Elazığ’daki deprem millet olarak yüreğimizi yaktı.

Her deprem sonrası yaşananları yine yaşadık.

Bir tarafta hayat kurtarma çalışmaları sürerken, diğer tarafta uzmanlar neler yapılması gerektiğini anlattı.

Uzmanlar hep anlatıyor ama dinleyen var mı acaba?

Birkaç gün sonra bunu da unutacağız.

 

***

Asıl olan sadece deprem olunca depremi hatırlamamak.

Zaten o kendisini hiç unutturmuyor.

Deprem kuşağında bulunan bir ülkede yaşıyoruz.

Deprem önlenemez elbet ama önlem alınabilir.

Önlemler her seferinde sıralanıyor, ancak biz yine bildiğimizi okuyoruz.

Deprem bir felaket mi, yoksa bir doğa olayı mı?

Eğer önlemler alınsa, sağlam binalar yapılsa, sadece bir doğa olayı olarak yaşayacağız.

 

***

“Deprem öldürmez, bina öldürür” sözü de her deprem sonrası konuşulan durumdur.

Eskişehir İnşaat Mühendisleri Odası Başkanı Deniz kılıç da önceki gün yaptığı açıklamada aynı konuya değindi.

İmar Barışları konusunda görüşlerini açıkladı.

Kılıç,‘‘Kaçak yapıların deprem güvenliği yapı sahibinin beyanına bırakılmıştır. Bu yapıların depremde yıkılma ihtimali çok yüksektir. Bilimi, tekniği ve mühendisliği yok sayarak yapı üretilmesinin bedelini çok ağır ödeyeceğiz. Eskişehir de depremselliği yüksek olan illerin başında gelmektedir. Depremin olması kaçınılmazdır. Ancak ne zaman olacağını bilmemiz şu anki teknolojiyle mümkün değildir. Yapılması gereken iş açıktır. Mevcut yapı stokumuzun durumunu çıkartıp, depreme dayanıklı yapılar yapmanın önünü açmaktır. İnşaat Mühendisleri Odası Eskişehir Şubesi olarak artık fay hatlarını değil depreme dayanıklı yapıları konuşmalıyız diyoruz. Unutmayalım insanları öldüren faylar değil depreme dayanıksız binalardır” diyor.

 

***

Elazığ depreminde şunu da gördük.

Arama kurtarma çalışmaları hem çabuk, hem de bir disiplin içersinde gerçekleştirildi.

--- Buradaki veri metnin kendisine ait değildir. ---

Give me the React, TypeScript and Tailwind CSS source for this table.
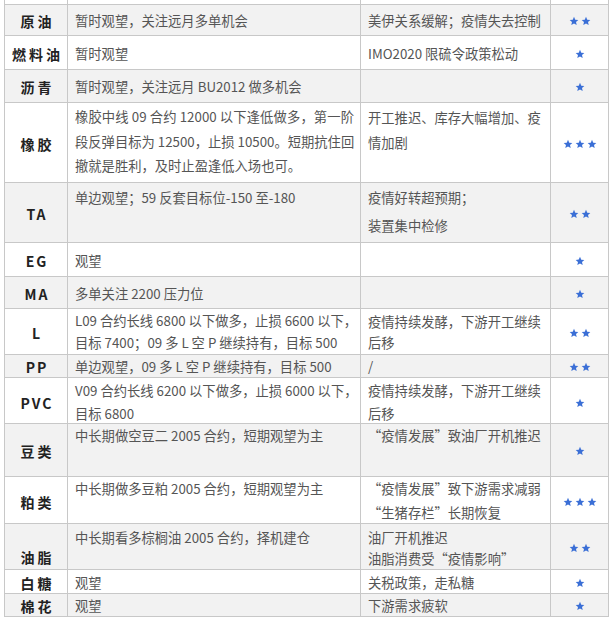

AFAD olsun, UMKE olsun, AKUT olsun ve bölgesel kurumlar olsun en son donanımlarıyla ve organize olmuş şekilde, eğitimli ekipleriyle anında duruma el koydu.

Çok sayıda insanın enkaz altından sağ olarak çıkarılmasında bu çalışmaların önemi büyük.

Bu kuruluşların belli periyotlarla eğitim yapmaları, her an hazır olmaları can kayıplarının azalmasına neden oluyor.

Elazığ depreminde bunu net şekilde gördük.

Bir de şu var tabi.

Sadece deprem olunca değil, her an konuşmalıyız, önlemleri arttırmalıyız.